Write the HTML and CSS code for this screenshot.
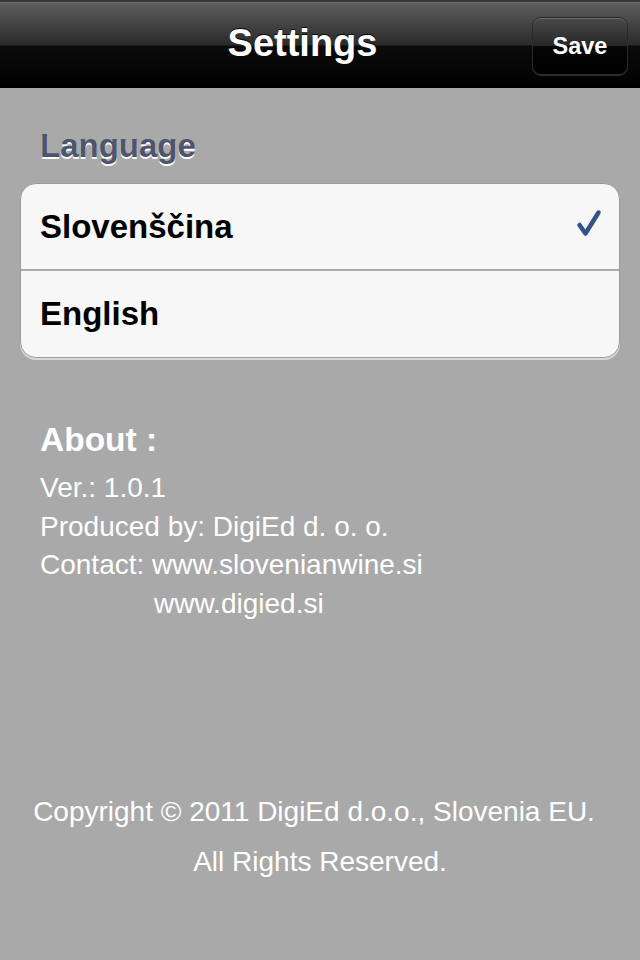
FILE: index.html
```html
<!DOCTYPE html>
<html>
<head>
<meta charset="utf-8">
<link rel="stylesheet" href="styles.css">
</head>
<body>
<header class="navbar">
  <h1 class="nav-title">Settings</h1>
  <button class="save-btn">Save</button>
</header>
<main class="content">
  <h2 class="section-title">Language</h2>
  <ul class="group">
    <li class="row"><span>Slovenščina</span>
      <svg class="check" width="26" height="28" viewBox="0 0 26 28"><path d="M3.5 16 L9.5 24.5 L22.5 3.5" fill="none" stroke="#34538a" stroke-width="4.5" stroke-linecap="round" stroke-linejoin="round"/></svg>
    </li>
    <li class="row row-last"><span>English</span></li>
  </ul>
  <section class="about">
    <h3 class="about-title">About :</h3>
    <p class="line">Ver.: 1.0.1</p>
    <p class="line">Produced by: DigiEd d. o. o.</p>
    <p class="line">Contact: www.slovenianwine.si</p>
    <p class="line indent">www.digied.si</p>
  </section>
  <footer class="copyright">
    <p class="copy-first">Copyright © 2011 DigiEd d.o.o., Slovenia EU.</p>
    <p>All Rights Reserved.</p>
  </footer>
</main>
</body>
</html>
```
FILE: styles.css
```css
* { box-sizing: border-box; }
html, body { margin: 0; padding: 0; }
body {
  width: 640px;
  height: 960px;
  background: #a9a9a9;
  font-family: "Liberation Sans", Arial, sans-serif;
  overflow: hidden;
}
.navbar {
  height: 88px;
  display: flex;
  align-items: center;
  justify-content: center;
  position: relative;
  border-top: 2px solid #383838;
  background: linear-gradient(to bottom, #707070 0px, #5c5c5c 2px, #2a2a2a 43px, #0b0b0b 44px, #000 86px);
}
.nav-title {
  margin: -4px 35px 0 0;
  color: #fff;
  font-size: 38px;
  line-height: 44px;
  font-weight: bold;
  text-shadow: 0 -1px 0 #000;
}
.save-btn {
  position: absolute;
  right: 12px;
  top: 15px;
  width: 96px;
  height: 58px;
  border-radius: 9px;
  border: 1px solid #2a2a2a;
  background: linear-gradient(to bottom, #4a4a4a 0%, #262626 50%, #050505 51%, #000 100%);
  box-shadow: 0 1px 0 rgba(255,255,255,0.18), inset 0 1px 0 rgba(255,255,255,0.2);
  color: #fff;
  font-family: "Liberation Sans", Arial, sans-serif;
  font-weight: bold;
  font-size: 23.5px;
  padding: 0;
}
.content {
  padding: 0 20px;
}
.section-title {
  margin: 40px 0 0 20px;
  height: 55px;
  font-size: 33px;
  line-height: 36px;
  font-weight: bold;
  color: #4d566c;
  text-shadow: 0 2px 0 #fff;
}
.group {
  list-style: none;
  margin: 0;
  padding: 0;
  background: #f7f7f7;
  border-radius: 16px;
  border: 1px solid #9a9a9a;
  box-shadow: 0 2px 0 #d8d8d8;
  overflow: hidden;
}
.row {
  display: flex;
  align-items: center;
  justify-content: space-between;
  height: 85px;
  padding: 0 17px 0 19px;
  font-size: 33px;
  font-weight: bold;
  color: #000;
}
.row + .row {
  border-top: 2px solid #acacac;
}
.row-last { height: 88px; }
.check { display: block; margin-top: -8px; }
.about {
  margin: 62px 0 0 20px;
  color: #fff;
}
.about-title {
  margin: 0 0 9px;
  font-size: 33.5px;
  line-height: 40px;
  font-weight: bold;
}
.line {
  margin: 0;
  font-size: 28px;
  line-height: 38.5px;
}
.indent { padding-left: 114px; }
.copyright {
  margin-top: 164px;
  text-align: center;
  color: #fff;
  font-size: 28px;
}
.copyright p {
  margin: 0;
  line-height: 50px;
}
.copyright .copy-first { padding-right: 12px; }
```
━━━━━━━━━━━━━━━━━━━━
* _Problem_
Transcribe the material exactly, leaving every picture out.

* _Result of the task_
Write the HTML and CSS code for this screenshot.
FILE: index.html
```html
<!DOCTYPE html>
<html>
<head>
<meta charset="utf-8">
<link rel="stylesheet" href="styles.css">
</head>
<body>
<header class="navbar">
  <h1 class="nav-title">Settings</h1>
  <button class="save-btn">Save</button>
</header>
<main class="content">
  <h2 class="section-title">Language</h2>
  <ul class="group">
    <li class="row"><span>Slovenščina</span>
      <svg class="check" width="26" height="28" viewBox="0 0 26 28"><path d="M3.5 16 L9.5 24.5 L22.5 3.5" fill="none" stroke="#34538a" stroke-width="4.5" stroke-linecap="round" stroke-linejoin="round"/></svg>
    </li>
    <li class="row row-last"><span>English</span></li>
  </ul>
  <section class="about">
    <h3 class="about-title">About :</h3>
    <p class="line">Ver.: 1.0.1</p>
    <p class="line">Produced by: DigiEd d. o. o.</p>
    <p class="line">Contact: www.slovenianwine.si</p>
    <p class="line indent">www.digied.si</p>
  </section>
  <footer class="copyright">
    <p class="copy-first">Copyright © 2011 DigiEd d.o.o., Slovenia EU.</p>
    <p>All Rights Reserved.</p>
  </footer>
</main>
</body>
</html>
```
FILE: styles.css
```css
* { box-sizing: border-box; }
html, body { margin: 0; padding: 0; }
body {
  width: 640px;
  height: 960px;
  background: #a9a9a9;
  font-family: "Liberation Sans", Arial, sans-serif;
  overflow: hidden;
}
.navbar {
  height: 88px;
  display: flex;
  align-items: center;
  justify-content: center;
  position: relative;
  border-top: 2px solid #383838;
  background: linear-gradient(to bottom, #707070 0px, #5c5c5c 2px, #2a2a2a 43px, #0b0b0b 44px, #000 86px);
}
.nav-title {
  margin: -4px 35px 0 0;
  color: #fff;
  font-size: 38px;
  line-height: 44px;
  font-weight: bold;
  text-shadow: 0 -1px 0 #000;
}
.save-btn {
  position: absolute;
  right: 12px;
  top: 15px;
  width: 96px;
  height: 58px;
  border-radius: 9px;
  border: 1px solid #2a2a2a;
  background: linear-gradient(to bottom, #4a4a4a 0%, #262626 50%, #050505 51%, #000 100%);
  box-shadow: 0 1px 0 rgba(255,255,255,0.18), inset 0 1px 0 rgba(255,255,255,0.2);
  color: #fff;
  font-family: "Liberation Sans", Arial, sans-serif;
  font-weight: bold;
  font-size: 23.5px;
  padding: 0;
}
.content {
  padding: 0 20px;
}
.section-title {
  margin: 40px 0 0 20px;
  height: 55px;
  font-size: 33px;
  line-height: 36px;
  font-weight: bold;
  color: #4d566c;
  text-shadow: 0 2px 0 #fff;
}
.group {
  list-style: none;
  margin: 0;
  padding: 0;
  background: #f7f7f7;
  border-radius: 16px;
  border: 1px solid #9a9a9a;
  box-shadow: 0 2px 0 #d8d8d8;
  overflow: hidden;
}
.row {
  display: flex;
  align-items: center;
  justify-content: space-between;
  height: 85px;
  padding: 0 17px 0 19px;
  font-size: 33px;
  font-weight: bold;
  color: #000;
}
.row + .row {
  border-top: 2px solid #acacac;
}
.row-last { height: 88px; }
.check { display: block; margin-top: -8px; }
.about {
  margin: 62px 0 0 20px;
  color: #fff;
}
.about-title {
  margin: 0 0 9px;
  font-size: 33.5px;
  line-height: 40px;
  font-weight: bold;
}
.line {
  margin: 0;
  font-size: 28px;
  line-height: 38.5px;
}
.indent { padding-left: 114px; }
.copyright {
  margin-top: 164px;
  text-align: center;
  color: #fff;
  font-size: 28px;
}
.copyright p {
  margin: 0;
  line-height: 50px;
}
.copyright .copy-first { padding-right: 12px; }
```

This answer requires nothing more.